Opini Oleh: ARIZA APRILIA FITRI
(Mahasiswa Departemen Ilmu Politik FISIP UNAND)
Koflik agraria di Indonesia bukanlah hal baru, terutama ketika berhadapan dengan kepentingan perusahaan besar yang seringkali mengklaim tanah yang selama ini menjadi sumber penghidupan masyarakat lokal. Menurut Gunawan Wiradi (2009), konflik agraria ini merupakan benturan kepentingan antara pihak-pihak yang ingin menguasai atau mempertahankan kekuasaan tanah.
Konflik ini sering dipicu oleh kebijakan pertanahan yang tidak adil dan ketidakpastian hukum yang berkaitan dengan hak atas tanah. Salah satu contoh konflik agraria yang terjadi baru-baru ini dan heboh di media massa adalah konflik agraria di lahan PT PHP I Pasaman Barat dengan masyarakat petani Nagari Kapa, yang terjadi pada 4 Oktober 2024.

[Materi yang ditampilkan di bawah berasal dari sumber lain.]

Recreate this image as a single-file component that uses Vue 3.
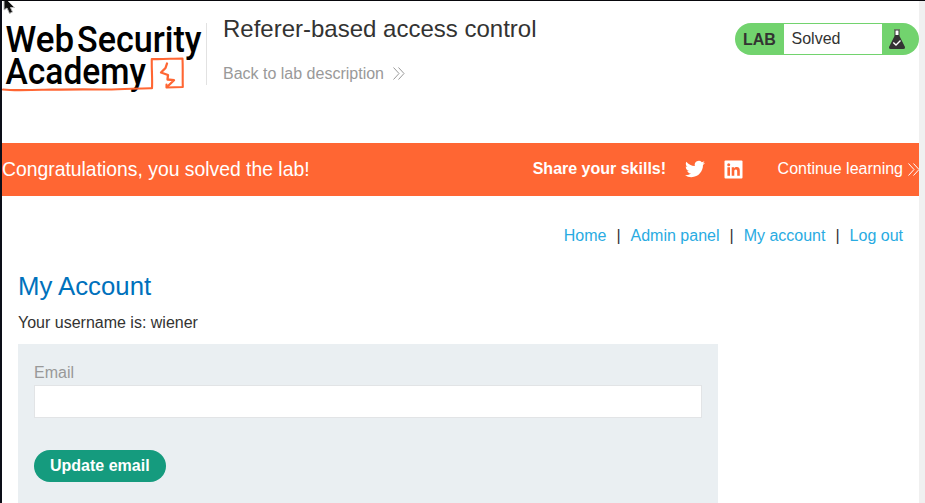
<script setup>
import { ref } from 'vue'

const email = ref('')
const links = ['Home', 'Admin panel', 'My account', 'Log out']
</script>

<template>
  <div class="window">
    <svg class="cursor" viewBox="0 0 13 15" width="13" height="15">
      <path d="M1 0V10L4 8L6.5 13.5L9.5 12L7.5 7.5H11.5L4 0Z" fill="#111" stroke="#bbb" stroke-width="1" />
    </svg>
    <main class="page">
      <header class="header">
        <svg class="logo" viewBox="0 0 202 96" width="202" height="96" role="img">
          <g class="logo-text">
            <text x="3.500" y="50.500" textLength="68.500" lengthAdjust="spacingAndGlyphs">Web</text>
            <text x="75" y="50.500" textLength="124.500" lengthAdjust="spacingAndGlyphs">Security</text>
            <text x="3.500" y="83" textLength="140.500" lengthAdjust="spacingAndGlyphs">Academy</text>
          </g>
          <g fill="none" stroke="#ff6633" stroke-linejoin="round" stroke-linecap="round">
            <path d="M1 88.500C12 89.800 25 89 40 88.800S76 88 98 88.500S135 87 150 87.200C150.500 77 149.500 67 149.800 58C160 58.500 170 57.500 180.500 57.500C181 67 180.500 76 180.800 86L164.500 86.500L164.500 83.500" stroke-width="2.100" />
            <path d="M165 62.500L163.500 67L159 71.500L166 74L165.500 78.500L172 79.200L165 86" stroke-width="2.300" />
          </g>
        </svg>
        <div class="divider"></div>
        <div class="title">
          <h2>Referer-based access control</h2>
          <a class="back"><span>Back to lab description</span>
            <svg viewBox="0 0 12 13" width="12" height="13"><path d="M.5 .5L6 6.500L.5 12.500M5.500 .5L11 6.500L5.500 12.500" /></svg>
          </a>
        </div>
        <div class="status">
          <strong>LAB</strong>
          <span>Solved</span>
          <svg viewBox="0 0 18 22" width="18" height="22">
            <path d="M6.500 2H11.500V8L17 19Q17.500 21 15.500 21H2.500Q.5 21 1 19L6.500 8Z" fill="#333" />
            <path d="M7.500 2.500H10.500V7H7.500Z" fill="#fff" />
            <path d="M6 1.500H12" stroke="#66795f" />
            <path d="M5.300 14.500L8 17L12.500 12.500" fill="none" stroke="#fff" stroke-width="1.400" />
          </svg>
        </div>
      </header>

      <section class="banner">
        <h4>Congratulations, you solved the lab!</h4>
        <div class="share">
          <strong>Share your skills!</strong>
          <svg class="twitter" viewBox="0 0 24 24" width="20" height="20">
            <path fill="#fff" d="M23.953 4.570a10 10 0 01-2.825.775 4.958 4.958 0 002.163-2.723c-.951.555-2.005.959-3.127 1.184a4.920 4.920 0 00-8.384 4.482C7.690 8.095 4.067 6.130 1.640 3.162a4.822 4.822 0 00-.666 2.475c0 1.710.870 3.213 2.188 4.096a4.904 4.904 0 01-2.228-.616v.060a4.923 4.923 0 003.946 4.827 4.996 4.996 0 01-2.212.085 4.936 4.936 0 004.604 3.417 9.867 9.867 0 01-6.102 2.105c-.390 0-.779-.023-1.170-.067a13.995 13.995 0 007.557 2.209c9.053 0 13.998-7.496 13.998-13.985 0-.210 0-.420-.015-.630A9.935 9.935 0 0024 4.590z" />
          </svg>
          <svg class="linkedin" viewBox="0 0 19 19" width="19" height="19">
            <rect x=".5" y=".5" width="18" height="18" rx="1" fill="#fff" />
            <circle cx="4.700" cy="4.800" r="1.500" fill="#ff6633" />
            <path fill="#ff6633" d="M3.400 7.300H6V15.800H3.400ZM7.700 7.300H10.200V8.500C10.700 7.600 11.600 7.100 12.700 7.100C15.200 7.100 15.800 8.700 15.800 11V15.800H13.200V11.600C13.200 10.400 13.100 9.400 11.900 9.400C10.600 9.400 10.300 10.300 10.300 11.500V15.800H7.700Z" />
          </svg>
        </div>
        <a class="continue"><span>Continue learning</span>
          <svg viewBox="0 0 12 13" width="12" height="13"><path d="M.5 .5L6 6.500L.5 12.500M5.500 .5L11 6.500L5.500 12.500" /></svg>
        </a>
      </section>

      <nav class="nav">
        <template v-for="(link, i) in links" :key="link">
          <span v-if="i">|</span>
          <a>{{ link }}</a>
        </template>
      </nav>

      <section class="account">
        <h1>My Account</h1>
        <p>Your username is: wiener</p>
        <form class="form" @submit.prevent>
          <label for="email">Email</label>
          <input id="email" v-model="email" type="email">
          <button type="submit">Update email</button>
        </form>
      </section>
    </main>
    <div class="scrollbar"></div>
  </div>
</template>

<style>
body {
  margin: 0;
  overflow: hidden;
}
</style>

<style scoped>
.window {
  position: relative;
  box-sizing: border-box;
  display: flex;
  width: 925px;
  height: 503px;
  overflow: hidden;
  border-top: 1px solid #08080c;
  border-left: 2px solid #0c0e18;
  background: #fff;
  color: #333332;
  font: 16px/20px "Liberation Sans", Arial, sans-serif;
}
.cursor {
  position: absolute;
  top: -1px;
  left: 1px;
}
.page {
  width: 917px;
}
.scrollbar {
  flex: 1;
  background: #f0f0f0;
}
.header {
  display: flex;
  align-items: flex-start;
  height: 142px;
}
.logo {
  display: block;
  flex: none;
  overflow: visible;
}
.logo-text {
  fill: #000;
  font: 500 37px Roboto, sans-serif;
}
.divider {
  width: 1px;
  height: 62px;
  margin: 22px 16px 0 2px;
  background: #e2e2e2;
}
h1, h2, h4, p {
  margin: 0;
  font-weight: 400;
}
.title {
  flex: 1;
  padding-top: 13px;
}
h2 {
  font-size: 24px;
  line-height: 30px;
}
.back {
  display: flex;
  align-items: center;
  gap: 9px;
  margin-top: 18px;
  color: #999;
}
.back span {
  padding-top: 2px;
}
.back path,
.continue path {
  fill: none;
  stroke: currentColor;
  stroke-width: 1;
}
.status {
  box-sizing: border-box;
  display: flex;
  align-items: center;
  width: 184px;
  height: 32px;
  margin-top: 22px;
  padding: 1px 0;
  border-radius: 16px;
  background: #72d36e;
}
.status strong {
  box-sizing: border-box;
  width: 49px;
  padding: 1px 0 0 8px;
}
.status span {
  box-sizing: border-box;
  width: 98px;
  height: 30px;
  padding-left: 7.500px;
  background: #fff;
  line-height: 29px;
}
.status svg {
  margin-left: 6px;
}
.banner {
  display: flex;
  align-items: center;
  height: 53px;
  background: #ff6633;
  color: #fff;
}
h4 {
  flex: 1;
  padding-bottom: 2px;
  font-size: 19.350px;
}
.share {
  display: flex;
  align-items: center;
}
.share strong {
  padding-bottom: 1px;
}
.twitter {
  margin: 0 19px 1px 18.500px;
}
.continue {
  display: flex;
  align-items: center;
  gap: 4.500px;
  height: 20px;
  margin: 0 -.5px 1px 35px;
}
.nav {
  display: flex;
  justify-content: flex-end;
  gap: 10px;
  margin-top: 30px;
  padding-right: 16px;
}
.nav a {
  color: #29abe2;
}
.account {
  padding: 24px 0 0 16px;
}
h1 {
  color: #0071bc;
  font-size: 25.750px;
  line-height: 32px;
}
p {
  margin-top: 11px;
}
.form {
  box-sizing: border-box;
  display: flex;
  flex-direction: column;
  align-items: flex-start;
  width: 700px;
  height: 180px;
  margin-top: 11px;
  padding: 19px 16px;
  background: #eaeff2;
}
label {
  color: #999;
}
input {
  box-sizing: border-box;
  width: 668px;
  height: 33px;
  margin: 2px 0 32px;
  border: 1px solid #e2e4e6;
  border-radius: 0;
  background: #fff;
}
button {
  flex: none;
  height: 32px;
  padding: 0 16px;
  border: 0;
  border-radius: 16px;
  background: #159b7e;
  color: #fff;
  font: bold 16px "Liberation Sans", Arial, sans-serif;
}
</style>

Kasus konflik agraria di Nagari Kapa, Kabupaten Pasaman Barat, Sumatera Barat, merupakan contoh nyata dari pertarungan antara hak ulayat masyarakat adat dan kepentingan kapitalis perusahaan perkebunan. Konflik ini telah menjadi sorotan nasional, terutama setelah tersebarnya vidio yang memperlihatkan bentrokan antara warga setempat dan apparat kepolisian di lahan PT Permata Hijau Pasaman I (PHP I).
Konflik ini berawal dari klaim tumpang tindih atas tanah seluas 924 hektar, di mana sekitar 600 hektar di antaranya telah dikelola oleh petani lokal selama bertahun-tahun untuk bercocok tanam jagung, pisang, dan tanaman pangan lainnya. Meskipun tanah ini menjadi sumber penghidupan masyarakat lokal, PT PHP I mengklaim memiliki hak atas lahan tersebut berdasarkan izin Hak Guna Usaha (HGU) yang diterbitkan oleh pemerintah.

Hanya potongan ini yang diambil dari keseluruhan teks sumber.